Words I live by. Many ask me about my personal dietary pattern and Michael Pollan’s words sum it up.
I eat real, whole, unprocessed foods 80-90% of the time. This eating pattern provides my body with sufficient nourishment to process 10-20% of my diet that might be less than optimal. People always automatically assume that I only eat “health foods” but that’s not true! I mean really, what’s the point of living if you can’t enjoy French fries, popcorn, and wine once in a while?! I keep a varied diet and rotate my foods so an 80/20 practice gives me the energy and nourishment I need to feel good while still enjoying little indulgences here and there.

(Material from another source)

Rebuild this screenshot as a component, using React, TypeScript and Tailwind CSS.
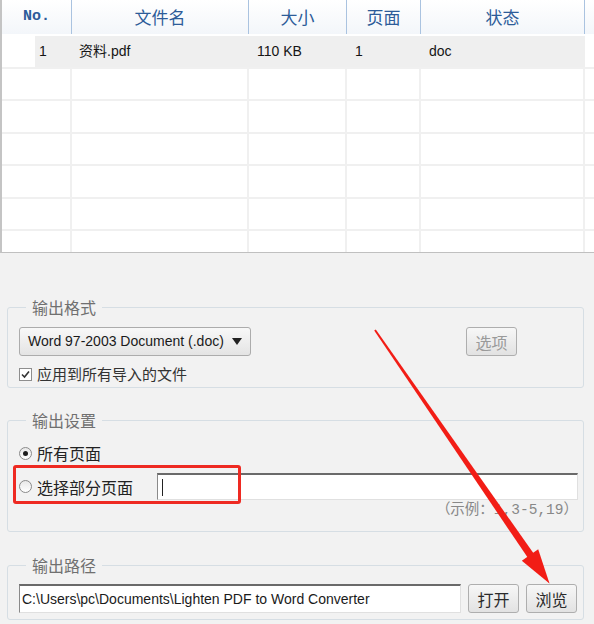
import React from "react";

const cjk = { fontFamily: '"Noto Sans CJK SC", "Liberation Sans", sans-serif' };
const latin = { fontFamily: '"Liberation Sans", "Noto Sans CJK SC", sans-serif' };

function HeaderCell({ w, children, mono }: { w: string; children?: React.ReactNode; mono?: boolean }) {
  return (
    <div
      className={`${w} h-full shrink-0 flex items-center justify-center border-r border-[#aac3e0] text-[#2d5c99] ${
        mono ? "text-[15px] font-bold" : "text-[17px]"
      }`}
      style={mono ? { fontFamily: '"Liberation Mono", monospace' } : cjk}
    >
      {children}
    </div>
  );
}

function EmptyRow() {
  return (
    <div className="h-[32.5px] flex border-t-2 border-[#f0f0f0] shrink-0">
      <div className="w-[72px] shrink-0 border-r-2 border-[#f0f0f0]" />
      <div className="w-[177px] shrink-0 border-r-2 border-[#f0f0f0]" />
      <div className="w-[98px] shrink-0 border-r-2 border-[#f0f0f0]" />
      <div className="w-[74px] shrink-0 border-r-2 border-[#f0f0f0]" />
      <div className="w-[164px] shrink-0 border-r-2 border-[#f0f0f0]" />
      <div className="flex-1" />
    </div>
  );
}

function Button({ children, disabled }: { children: React.ReactNode; disabled?: boolean }) {
  return (
    <div
      className={`w-[51px] h-[29px] shrink-0 flex items-center justify-center rounded-[3px] border border-[#aeaeae] bg-gradient-to-b from-[#f7f7f7] to-[#e2e2e2] text-[16px] ${
        disabled ? "text-[#9a9a9a]" : "text-[#2a2a2a]"
      }`}
      style={cjk}
    >
      {children}
    </div>
  );
}

function Legend({ children }: { children: React.ReactNode }) {
  return (
    <legend className="ml-[7px] px-[6px] text-[16px] leading-[20px] text-[#707070]" style={cjk}>
      {children}
    </legend>
  );
}

function Radio({ checked }: { checked?: boolean }) {
  return (
    <div className="w-[13px] h-[13px] shrink-0 rounded-full border border-[#8a8a8a] bg-gradient-to-b from-[#e8e8e8] to-white flex items-center justify-center">
      {checked && <div className="w-[5px] h-[5px] rounded-full bg-[#1e1e1e]" />}
    </div>
  );
}

export default function App() {
  return (
    <div className="relative w-[594px] h-[624px] overflow-hidden bg-[#f2f2f2]" style={latin}>
      {/* Table */}
      <div className="h-[253px] bg-white border-l-2 border-b border-l-[#c4c4c4] border-b-[#c0c0c0] flex flex-col overflow-hidden">
        <div className="h-[34px] shrink-0 flex bg-gradient-to-b from-white to-[#f3f6fa]">
          <HeaderCell w="w-[70px]" mono>
            No.
          </HeaderCell>
          <HeaderCell w="w-[177px]">文件名</HeaderCell>
          <HeaderCell w="w-[98px]">大小</HeaderCell>
          <HeaderCell w="w-[74px]">页面</HeaderCell>
          <HeaderCell w="w-[164px]">状态</HeaderCell>
          <div className="flex-1" />
        </div>
        {/* Row 1 */}
        <div className="h-[32.5px] shrink-0 flex border-t-2 border-white">
          <div className="w-[33px] shrink-0" />
          <div className="w-[550px] shrink-0 bg-[#efefef] flex items-center text-[14px] text-[#151515]">
            <div className="w-[37px] shrink-0 pl-[4px]">1</div>
            <div className="w-[177px] shrink-0 pl-[7px]">
              <span style={cjk}>资料</span>.pdf
            </div>
            <div className="w-[98px] shrink-0 pl-[8px]">110 KB</div>
            <div className="w-[74px] shrink-0 pl-[8px]">1</div>
            <div className="w-[164px] shrink-0 pl-[8px]">doc</div>
          </div>
          <div className="flex-1 border-l-2 border-white" />
        </div>
        <div className="ml-[-2px] flex flex-col">
          <EmptyRow />
          <EmptyRow />
          <EmptyRow />
          <EmptyRow />
          <EmptyRow />
          <EmptyRow />
        </div>
      </div>

      {/* 输出格式 */}
      <fieldset className="mt-[44px] ml-[7px] w-[577px] border border-[#d6dee4] rounded-[3px] pl-[11px] pr-[5px] pb-[3px]">
        <Legend>输出格式</Legend>
        <div className="pt-[10px] flex items-center">
          <div className="w-[232px] h-[29px] shrink-0 flex items-center justify-between pl-[8px] pr-[8px] rounded-[3px] border border-[#acacac] bg-gradient-to-b from-[#f8f8f8] to-[#e4e4e4] text-[14px] text-[#1a1a1a]">
            <span>Word 97-2003 Document (.doc)</span>
            <svg width="10" height="7" viewBox="0 0 10 7">
              <polygon points="0,0 10,0 5,7" fill="#222" />
            </svg>
          </div>
          <div className="ml-[215px]">
            <Button disabled>选项</Button>
          </div>
        </div>
        <div className="mt-[8px] h-[20px] flex items-center">
          <div className="w-[13px] h-[13px] shrink-0 border border-[#8e8e8e] bg-white flex items-center justify-center">
            <svg width="9" height="9" viewBox="0 0 9 9">
              <polyline points="1,4.5 3.5,7 8,1.5" fill="none" stroke="#333" strokeWidth="1.6" />
            </svg>
          </div>
          <span className="ml-[5px] text-[15px] text-[#333]" style={cjk}>
            应用到所有导入的文件
          </span>
        </div>
      </fieldset>

      {/* 输出设置 */}
      <fieldset className="mt-[22px] ml-[7px] w-[577px] border border-[#d6dee4] rounded-[3px] pl-[11px] pr-[5px] pb-[11px]">
        <Legend>输出设置</Legend>
        <div className="mt-[13px] h-[20px] flex items-center">
          <Radio checked />
          <span className="ml-[5px] text-[16px] text-[#222]" style={cjk}>
            所有页面
          </span>
        </div>
        <div className="mt-[10px] h-[27px] flex items-center">
          <Radio />
          <span className="ml-[5px] text-[16px] text-[#222]" style={cjk}>
            选择部分页面
          </span>
          <div className="ml-auto w-[421px] h-[27px] bg-white border-t-2 border-l border-t-[#6a6a6a] border-l-[#8a8a8a] border-r border-b border-r-[#e0e0e0] border-b-[#e0e0e0] flex items-center pl-[4px]">
            <div className="w-px h-[17px] bg-[#222]" />
          </div>
        </div>
        <div className="mt-[2px] h-[18px] flex justify-end items-center">
          <span className="mr-0 text-[14.5px] text-[#888]" style={{ fontFamily: '"Liberation Mono", "Noto Sans CJK SC", monospace' }}>
            （示例：1,3-5,19）
          </span>
        </div>
      </fieldset>

      {/* 输出路径 */}
      <fieldset className="mt-[23px] ml-[7px] w-[577px] border border-[#d6dee4] rounded-[3px] pl-[11px] pr-[5px] pb-[6px]">
        <Legend>输出路径</Legend>
        <div className="mt-[9px] flex items-center">
          <div className="w-[442px] h-[29px] shrink-0 bg-white border-t-2 border-l border-t-[#6a6a6a] border-l-[#8a8a8a] border-r border-b border-r-[#e0e0e0] border-b-[#e0e0e0] flex items-center pl-[2px] text-[14px] text-[#1a1a1a]">
            C:\Users\pc\Documents\Lighten PDF to Word Converter
          </div>
          <div className="ml-[7px]">
            <Button>打开</Button>
          </div>
          <div className="ml-[7px]">
            <Button>浏览</Button>
          </div>
        </div>
      </fieldset>

      {/* Annotation overlays */}
      <div className="absolute left-[13px] top-[465px] w-[228px] h-[39px] border-[3px] border-[#ee2a22] rounded-[3px] pointer-events-none" />
      <svg className="absolute left-0 top-0 pointer-events-none" width="594" height="624" viewBox="0 0 594 624">
        <polygon
          points="374.2,330.6 375.8,329.4 534,554 549.5,583.5 528,558"
          fill="#f21d16"
        />
        <polygon points="521.8,560.7 538.2,549.3 549.5,583.5" fill="#f21d16" />
      </svg>
    </div>
  );
}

Luckily my perpetual desire to try new things forces me follow the cardinal rule of keeping a varied diet. I grew up in southern California where I had access to all sorts of food so I’ve never been a very picky eater and can eat almost anything (except watermelon – yuck!). I follow a plant-based diet, so good thing I LOVE vegetables and always enjoy finding new and unique ways to prepare them. I eat animal protein and products but typically limit my intake of meat to one meal per day. Due to the detrimental environmental impact of heavy meat consumption and the knowledge of how my own body responds to too much animal protein, I also incorporate 1-2 meat-free days in my weekly rotation. My meat-free days are where I like to experiment and practice more variety through different vegetables, beans, grains, seeds, and spices.
Some of my meat-free day breakfasts, lunches, and dinners:
With my favorite season upon us, I am getting excited for the autumn harvest foods like winter squashes and root vegetables. I’m a huge fan of the pumpkin spice everything that invades us this time of year (I mean, how else would we know what season it is here in southern California?!) and love to incorporate those same warming spices in my cooking . This Moroccan Lentil Soup recipe from the Forks over Knives cookbook website is one of my favorite vegan recipes I like to use this time of year. It’s great on its own but also delicious served up in half a small roasted winter squash “bowl”.
- 6 cups vegetable broth
- 2 cups chopped onions, cut into ¼-inch dice
- 2 medium carrots, sliced into ¼-inch rounds
- 2 large cloves garlic, minced or pressed
- 1 teaspoon ground coriander
- 1½ heaped teaspoons ground cumin
- ¾ teaspoon ground turmeric
- ¾ teaspoon smoked paprika
- ¾ teaspoon ground cinnamon
- ¾ teaspoon ground ginger
- 1 (28-ounce) can crushed tomatoes
- 1½ cups split dry red lentils, picked over and rinsed
- ⅓ cup chopped parsley
- ⅓ cup chopped cilantro
- Juice of 1 large lemon
- 1 teaspoon sea salt, or to taste
- ⅓ teaspoon ground black pepper, or to taste
- Heat ¼ cup of the vegetable broth in a large soup pot over medium-high heat. Add the onion, carrot, and garlic and sauté, adding additional broth as necessary to keep the vegetables from burning, until the onions are softened and translucent, about 5 minutes.
- Add the coriander, cumin, turmeric, smoked paprika, cinnamon, and ground ginger. Sauté for 1 to 2 minutes to allow the flavors to bloom. Add the remaining vegetable broth, crushed tomatoes, and lentils and bring to a boil.
- Cover the pot and reduce the heat to a simmer. Cook for 30 minutes or until the lentils are fully cooked.
- Add the parsley, cilantro, and lemon juice and stir to combine. Season to taste with the salt and pepper.
- For texture variation, pulse the soup a few times with an immersion blender.
- For extra brightness, squeeze an additional slice of lemon over each bowl.